Exercise details ::
Tally up the lines that include "full" and state that number by itself.

Pages as source code
◇ ◇ ◇

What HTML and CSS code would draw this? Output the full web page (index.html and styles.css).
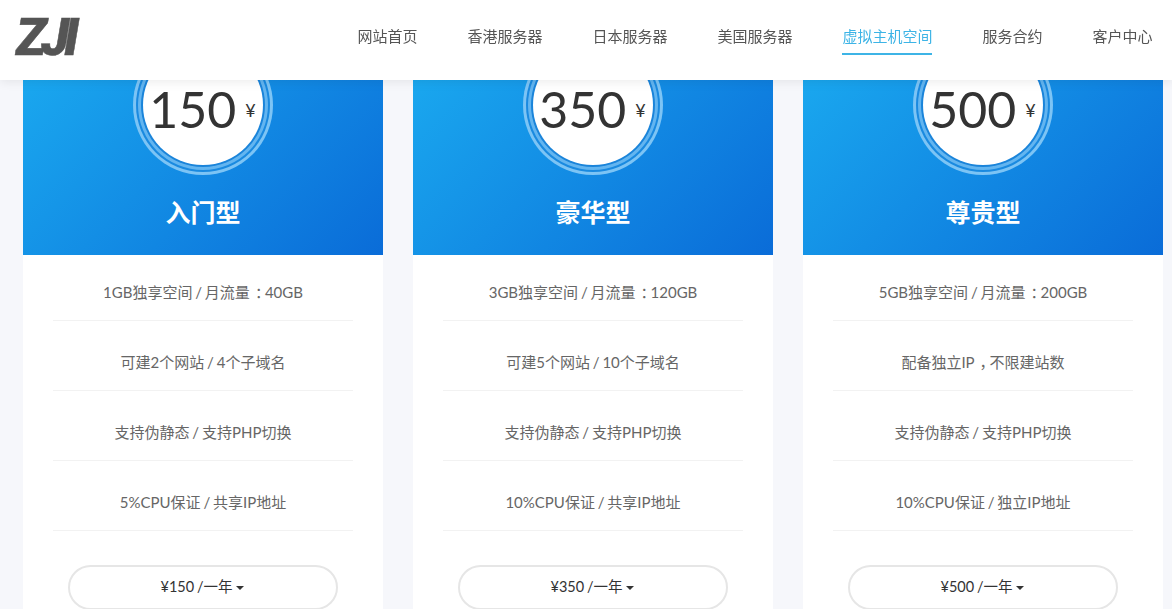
FILE: index.html
```html
<!DOCTYPE html>
<html lang="zh-CN">
<head>
  <meta charset="UTF-8">
  <meta name="viewport" content="width=device-width, initial-scale=1.0">
  <title>虚拟主机空间</title>
  <link rel="stylesheet" href="styles.css">
</head>
<body>
  <!-- Top navigation -->
  <header class="topbar">
    <a class="logo" href="#">ZJI</a>
    <nav class="nav">
      <a href="#">网站首页</a>
      <a href="#">香港服务器</a>
      <a href="#">日本服务器</a>
      <a href="#">美国服务器</a>
      <a href="#" class="active">虚拟主机空间</a>
      <a href="#">服务合约</a>
      <a href="#">客户中心</a>
    </nav>
  </header>

  <!-- Price cards -->
  <main class="plans">
    <section class="plan">
      <div class="plan-head">
        <div class="price"><b>150</b><span>¥</span></div>
        <h2>入门型</h2>
      </div>
      <ul class="specs">
        <li>1GB独享空间 / 月流量<span class="punct">：</span>40GB</li>
        <li>可建2个网站 / 4个子域名</li>
        <li>支持伪静态 / 支持PHP切换</li>
        <li>5%CPU保证 / 共享IP地址</li>
      </ul>
      <button class="buy" type="button">¥150 /一年<i class="caret"></i></button>
    </section>

    <section class="plan">
      <div class="plan-head">
        <div class="price"><b>350</b><span>¥</span></div>
        <h2>豪华型</h2>
      </div>
      <ul class="specs">
        <li>3GB独享空间 / 月流量<span class="punct">：</span>120GB</li>
        <li>可建5个网站 / 10个子域名</li>
        <li>支持伪静态 / 支持PHP切换</li>
        <li>10%CPU保证 / 共享IP地址</li>
      </ul>
      <button class="buy" type="button">¥350 /一年<i class="caret"></i></button>
    </section>

    <section class="plan">
      <div class="plan-head">
        <div class="price"><b>500</b><span>¥</span></div>
        <h2>尊贵型</h2>
      </div>
      <ul class="specs">
        <li>5GB独享空间 / 月流量<span class="punct">：</span>200GB</li>
        <li>配备独立IP<span class="punct">，</span>不限建站数</li>
        <li>支持伪静态 / 支持PHP切换</li>
        <li>10%CPU保证 / 独立IP地址</li>
      </ul>
      <button class="buy" type="button">¥500 /一年<i class="caret"></i></button>
    </section>
  </main>
</body>
</html>
```

FILE: styles.css
```css
html, body {
  height: 100%;
}
body {
  margin: 0;
  overflow: hidden;
  background: #f6f7fb;
  color: #666;
  font-family: Lato, "Noto Sans CJK SC", sans-serif;
  font-size: 15px;
}
a {
  color: inherit;
  text-decoration: none;
}

/* header sits over the top of the cards */
.topbar {
  position: fixed;
  top: 0;
  left: 0;
  right: 0;
  z-index: 10;
  height: 80px;
  display: flex;
  align-items: center;
  justify-content: space-between;
  padding: 0 19.5px 0 16px;
  background: #fff;
  box-shadow: 0 2px 10px rgba(0, 0, 0, 0.08);
}
.logo {
  margin-top: -5px;
  color: #555;
  font-family: Roboto, sans-serif;
  font-size: 51px;
  font-weight: 900;
  font-style: italic;
  letter-spacing: -5px;
  line-height: 52px;
  -webkit-text-stroke: 0.5px #555;
}
.nav {
  display: flex;
  gap: 50px;
  margin-top: -9px;
}
.nav a {
  padding: 8px 0 6px;
  border-bottom: 2px solid transparent;
  color: #555;
  line-height: 22px;
}
.nav a.active {
  color: #3db4e6;
  border-bottom-color: #3db4e6;
}

/* cards */
.plans {
  display: grid;
  grid-template-columns: repeat(3, 360px);
  gap: 30px;
  padding-left: 23px;
}
.plan {
  height: 609px;
  background: #fff;
}
.plan-head {
  height: 220px;
  padding-top: 35px;
  background: linear-gradient(135deg, #1cb0f2, #0a6cd8);
  text-align: center;
  color: #fff;
}
.price {
  box-sizing: border-box;
  width: 120px;
  height: 120px;
  margin: 10px auto 0;
  padding: 7px 1px 0 0;
  display: flex;
  align-items: center;
  justify-content: center;
  border-radius: 50%;
  background: #fff;
  color: #333;
  box-shadow: 0 0 0 2px #1a84da, 0 0 0 5px #63b5f0, 0 0 0 7px #1a8ae0, 0 0 0 10px #7cc4f5;
}
.price b {
  font-size: 50px;
  font-weight: 400;
  line-height: 1;
}
.price span {
  margin: 3px 0 0 9px;
  font-size: 18px;
}
.plan-head h2 {
  margin: 29px 0 0;
  font-size: 25px;
  font-weight: 700;
  line-height: 36px;
}
.specs {
  list-style: none;
  margin: 27px 30px 0;
  padding: 0;
  text-align: center;
  word-spacing: -1px;
}
.specs li {
  padding-bottom: 18px;
  border-bottom: 1px solid #f2f2f2;
  line-height: 20px;
}
.specs li + li {
  margin-top: 31px;
}
/* full-width punctuation sits in the middle of its cell */
.punct {
  padding-left: 5px;
  letter-spacing: -5px;
}
.buy {
  display: block;
  width: 270px;
  height: 45px;
  margin: 34px auto 0;
  padding: 0 1px 4px 0;
  border: 2px solid #e6e6e6;
  border-radius: 23px;
  background: #fff;
  color: #333;
  font: inherit;
  font-size: 14.5px;
  word-spacing: -1px;
}
.caret {
  display: inline-block;
  margin-left: 4px;
  vertical-align: middle;
  border-top: 4px solid #333;
  border-left: 4px solid transparent;
  border-right: 4px solid transparent;
}
```
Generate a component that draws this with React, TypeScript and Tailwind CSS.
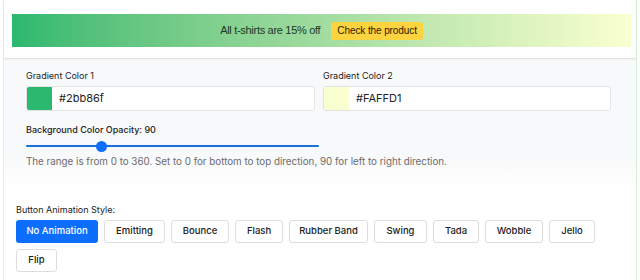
import React from "react";

const buttons: { label: string; w: string }[] = [
  { label: "No Animation", w: "w-[82px]" },
  { label: "Emitting", w: "w-[61px]" },
  { label: "Bounce", w: "w-[58px]" },
  { label: "Flash", w: "w-[48px]" },
  { label: "Rubber Band", w: "w-[79px]" },
  { label: "Swing", w: "w-[53px]" },
  { label: "Tada", w: "w-[46px]" },
  { label: "Wobble", w: "w-[58px]" },
  { label: "Jello", w: "w-[46px]" },
  { label: "Flip", w: "w-[41px]" },
];

export default function App() {
  return (
    <div
      className="w-[640px] h-[280px] bg-white overflow-hidden"
      style={{ fontFamily: "Inter, 'Liberation Sans', sans-serif" }}
    >
      <div className="ml-[3px] w-[634px] h-full border-l border-[#ececec] border-r border-r-[#d4f2d2] flex flex-col">
        {/* top card */}
        <div className="h-[58px] pt-[14px] pl-[8px] pr-[5px] bg-white shadow-[0_1px_2px_rgba(0,0,0,0.08)] relative z-10">
          <div
            className="h-[33px] flex items-center justify-center gap-[11px] bg-gradient-to-r from-[#2bb86f] to-[#FAFFD1]"
            style={{ fontFamily: "'Liberation Sans', Arial, sans-serif" }}
          >
            <span className="text-[11px] text-[#183a26] tracking-[-0.3px]">
              All t-shirts are 15% off
            </span>
            <span className="h-[18px] px-[6px] flex items-center rounded-[3px] bg-[#fdd33f] text-[10px] text-[#2a2100] tracking-[-0.1px]">
              Check the product
            </span>
          </div>
        </div>

        {/* settings panel */}
        <div className="bg-gradient-to-b from-[#f8f9fa] from-75% to-white px-[22px] pt-[11px] pb-[20px] border-t border-[#eeeeee]">
          <div className="flex gap-[8px]">
            <div className="w-[289px]">
              <div className="text-[9px] text-[#222] leading-[12px]">Gradient Color 1</div>
              <div className="mt-[4px] h-[25px] flex border border-[#e2e2e2] rounded-[3px] bg-white overflow-hidden">
                <div className="w-[25px] h-full bg-[#2bb86f]" />
                <div className="pl-[7px] flex items-center text-[11px] text-[#222]">#2bb86f</div>
              </div>
            </div>
            <div className="w-[288px]">
              <div className="text-[9px] text-[#222] leading-[12px]">Gradient Color 2</div>
              <div className="mt-[4px] h-[25px] flex border border-[#e2e2e2] rounded-[3px] bg-white overflow-hidden">
                <div className="w-[25px] h-full bg-[#FAFFD1]" />
                <div className="pl-[7px] flex items-center text-[11px] text-[#222]">#FAFFD1</div>
              </div>
            </div>
          </div>

          <div className="mt-[13px] text-[9px] text-[#222] leading-[12px] font-medium">
            Background Color Opacity: 90
          </div>
          <div className="mt-[4px] w-[293px] h-[12px] flex items-center relative">
            <div className="w-full h-[2px] bg-[#1a6fd8] rounded" />
            <div className="absolute left-[70px] w-[11px] h-[11px] rounded-full bg-[#0d6efd]" />
          </div>
          <div className="mt-[3px] text-[9.8px] text-[#6b6b6b] leading-[13px]">
            The range is from 0 to 360. Set to 0 for bottom to top direction, 90 for left to right direction.
          </div>
        </div>

        {/* animation style */}
        <div className="px-[12px] pt-[16px]">
          <div className="text-[9px] text-[#222] leading-[12px]">Button Animation Style:</div>
          <div className="mt-[4px] flex flex-wrap gap-x-[6px] gap-y-[6px] w-[600px]">
            {buttons.map((b, i) => (
              <div
                key={b.label}
                className={
                  i === 0
                    ? "h-[23px] w-[82px] flex items-center justify-center rounded-[3px] bg-[#0d6efd] text-white text-[9.5px] font-medium"
                    : "h-[23px] flex items-center justify-center rounded-[3px] border border-[#dedede] bg-white text-[#222] text-[9.5px] font-medium " + b.w
                }
              >
                {b.label}
              </div>
            ))}
          </div>
        </div>
      </div>
    </div>
  );
}
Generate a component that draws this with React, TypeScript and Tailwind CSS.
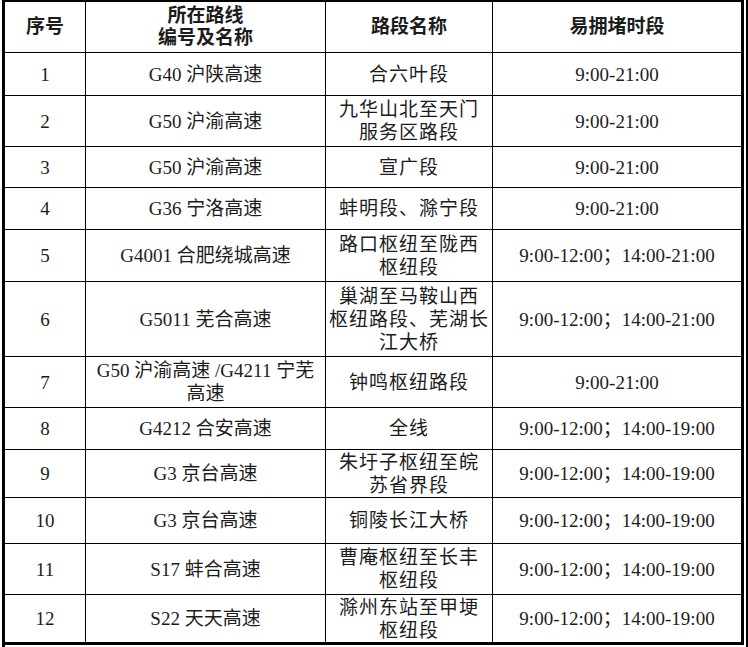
import clsx from "clsx";

type Row = {
  no: string;
  road: string[];
  seg: string[];
  time: string;
  h: string;
};

const rows: Row[] = [
  { no: "1", road: ["G40 沪陕高速"], seg: ["合六叶段"], time: "9:00-21:00", h: "h-[43px]" },
  { no: "2", road: ["G50 沪渝高速"], seg: ["九华山北至天门", "服务区路段"], time: "9:00-21:00", h: "h-[51px]" },
  { no: "3", road: ["G50 沪渝高速"], seg: ["宣广段"], time: "9:00-21:00", h: "h-[41px]" },
  { no: "4", road: ["G36 宁洛高速"], seg: ["蚌明段、滁宁段"], time: "9:00-21:00", h: "h-[42px]" },
  { no: "5", road: ["G4001 合肥绕城高速"], seg: ["路口枢纽至陇西", "枢纽段"], time: "9:00-12:00；14:00-21:00", h: "h-[52px]" },
  { no: "6", road: ["G5011 芜合高速"], seg: ["巢湖至马鞍山西", "枢纽路段、芜湖长", "江大桥"], time: "9:00-12:00；14:00-21:00", h: "h-[75px]" },
  { no: "7", road: ["G50 沪渝高速 /G4211 宁芜", "高速"], seg: ["钟鸣枢纽路段"], time: "9:00-21:00", h: "h-[51px]" },
  { no: "8", road: ["G4212 合安高速"], seg: ["全线"], time: "9:00-12:00；14:00-19:00", h: "h-[42px]" },
  { no: "9", road: ["G3 京台高速"], seg: ["朱圩子枢纽至皖", "苏省界段"], time: "9:00-12:00；14:00-19:00", h: "h-[48px]" },
  { no: "10", road: ["G3 京台高速"], seg: ["铜陵长江大桥"], time: "9:00-12:00；14:00-19:00", h: "h-[46px]" },
  { no: "11", road: ["S17 蚌合高速"], seg: ["曹庵枢纽至长丰", "枢纽段"], time: "9:00-12:00；14:00-19:00", h: "h-[51px]" },
  { no: "12", road: ["S22 天天高速"], seg: ["滁州东站至甲埂", "枢纽段"], time: "9:00-12:00；14:00-19:00", h: "h-[50px]" },
];

function Lines({ lines }: { lines: string[] }) {
  return (
    <>
      {lines.map((l, i) => (
        <div key={i}>{l}</div>
      ))}
    </>
  );
}

export default function App() {
  return (
    <div className="flex bg-white pl-[2px] font-['Liberation_Serif','Noto_Sans_CJK_SC',serif] text-[19px] text-[#1c1c1c]">
      <div className="w-[742px] border-l-[3px] border-t-[2px] border-black">
        {/* header */}
        <div className="grid h-[51px] grid-cols-[81px_240px_167px_251px] font-bold leading-[22px]">
          <div className="flex items-center justify-center border-b border-r border-black">序号</div>
          <div className="flex flex-col items-center justify-center border-b border-r border-black">
            <div>所在路线</div>
            <div>编号及名称</div>
          </div>
          <div className="flex items-center justify-center border-b border-r border-black">路段名称</div>
          <div className="flex items-center justify-center border-b border-r-[3px] border-black">易拥堵时段</div>
        </div>

        {rows.map((r, idx) => {
          const last = idx === rows.length - 1;
          return (
            <div key={r.no} className={clsx("grid grid-cols-[81px_240px_167px_251px] leading-[23px]", r.h)}>
              <div className={clsx("flex items-center justify-center border-r border-black", last ? "border-b-[3px]" : "border-b")}>
                {r.no}
              </div>
              <div className={clsx("flex flex-col items-center justify-center border-r border-black", last ? "border-b-[3px]" : "border-b")}>
                <Lines lines={r.road} />
              </div>
              <div className={clsx("flex flex-col items-center justify-center border-r border-black tracking-[1px]", last ? "border-b-[3px]" : "border-b")}>
                <Lines lines={r.seg} />
              </div>
              <div className={clsx("flex items-center justify-center whitespace-pre border-r-[3px] border-black", last ? "border-b-[3px]" : "border-b")}>
                {r.time}
              </div>
            </div>
          );
        })}
      </div>
      <div className="ml-[2px] h-[647px] w-[2px] bg-black" />
    </div>
  );
}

◇ ◇ ◇

Reply to the task ::
7